* **COLLECTED DATA**
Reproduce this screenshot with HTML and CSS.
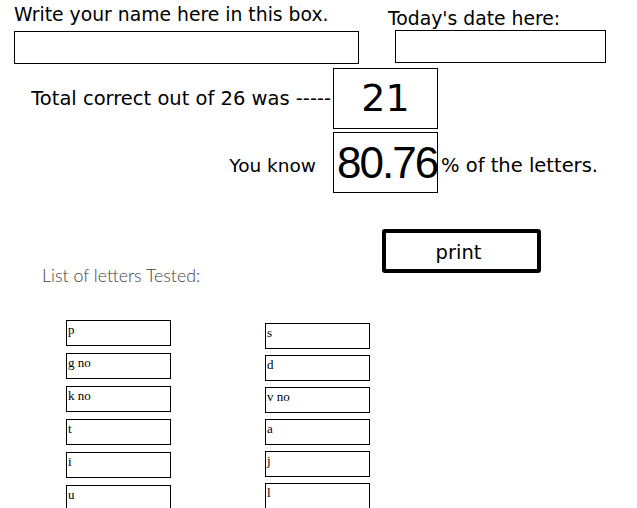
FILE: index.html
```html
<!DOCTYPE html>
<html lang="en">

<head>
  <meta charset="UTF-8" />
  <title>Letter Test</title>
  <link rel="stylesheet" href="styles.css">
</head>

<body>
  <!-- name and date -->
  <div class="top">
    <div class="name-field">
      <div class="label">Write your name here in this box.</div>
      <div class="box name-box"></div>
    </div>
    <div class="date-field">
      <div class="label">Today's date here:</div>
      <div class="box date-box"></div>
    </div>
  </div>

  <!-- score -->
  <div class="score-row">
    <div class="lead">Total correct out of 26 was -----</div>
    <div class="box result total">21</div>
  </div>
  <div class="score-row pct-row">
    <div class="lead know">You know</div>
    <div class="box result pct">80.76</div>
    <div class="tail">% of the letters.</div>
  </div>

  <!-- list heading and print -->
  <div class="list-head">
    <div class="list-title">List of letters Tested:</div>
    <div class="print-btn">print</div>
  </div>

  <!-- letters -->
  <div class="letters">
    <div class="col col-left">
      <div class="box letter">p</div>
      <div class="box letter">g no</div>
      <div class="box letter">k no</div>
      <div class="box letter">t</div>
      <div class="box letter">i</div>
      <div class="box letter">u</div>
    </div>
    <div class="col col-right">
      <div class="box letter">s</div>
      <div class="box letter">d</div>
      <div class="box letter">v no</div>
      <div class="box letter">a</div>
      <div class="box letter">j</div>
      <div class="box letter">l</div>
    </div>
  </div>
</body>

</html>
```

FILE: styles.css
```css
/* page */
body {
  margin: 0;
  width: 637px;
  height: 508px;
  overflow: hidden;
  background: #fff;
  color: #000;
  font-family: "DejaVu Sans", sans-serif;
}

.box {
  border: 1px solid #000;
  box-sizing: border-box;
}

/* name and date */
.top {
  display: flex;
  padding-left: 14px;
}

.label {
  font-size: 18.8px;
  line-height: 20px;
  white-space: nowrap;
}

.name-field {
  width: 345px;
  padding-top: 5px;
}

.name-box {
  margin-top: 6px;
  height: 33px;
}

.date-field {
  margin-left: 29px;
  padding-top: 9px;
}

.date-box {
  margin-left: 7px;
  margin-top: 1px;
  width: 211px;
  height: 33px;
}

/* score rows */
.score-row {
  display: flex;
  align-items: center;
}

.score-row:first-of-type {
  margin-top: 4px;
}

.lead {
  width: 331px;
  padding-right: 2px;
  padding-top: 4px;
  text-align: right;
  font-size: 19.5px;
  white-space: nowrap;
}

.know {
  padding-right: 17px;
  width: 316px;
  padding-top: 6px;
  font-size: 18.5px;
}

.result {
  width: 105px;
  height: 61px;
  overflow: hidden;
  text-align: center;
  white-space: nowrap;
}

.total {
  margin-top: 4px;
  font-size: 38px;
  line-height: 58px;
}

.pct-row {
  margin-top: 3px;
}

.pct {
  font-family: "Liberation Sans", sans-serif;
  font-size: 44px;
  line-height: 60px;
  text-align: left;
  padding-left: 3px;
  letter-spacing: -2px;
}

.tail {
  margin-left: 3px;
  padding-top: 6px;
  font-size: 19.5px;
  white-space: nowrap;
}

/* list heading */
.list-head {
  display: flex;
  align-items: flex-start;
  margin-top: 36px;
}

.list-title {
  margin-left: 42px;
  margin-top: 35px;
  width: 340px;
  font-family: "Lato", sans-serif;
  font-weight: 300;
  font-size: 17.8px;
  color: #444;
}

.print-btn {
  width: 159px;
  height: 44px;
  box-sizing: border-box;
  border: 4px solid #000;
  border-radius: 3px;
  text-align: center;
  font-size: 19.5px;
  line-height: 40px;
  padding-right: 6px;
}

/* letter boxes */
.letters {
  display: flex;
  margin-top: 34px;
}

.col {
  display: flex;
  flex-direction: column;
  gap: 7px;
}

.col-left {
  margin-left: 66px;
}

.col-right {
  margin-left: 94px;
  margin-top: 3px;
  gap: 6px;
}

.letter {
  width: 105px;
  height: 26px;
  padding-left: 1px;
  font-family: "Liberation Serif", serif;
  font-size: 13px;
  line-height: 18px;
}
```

* **WHAT YOU WILL DO**
Only the number is wanted: how many lines above include the word "this"?

* **FINAL RESULT**
2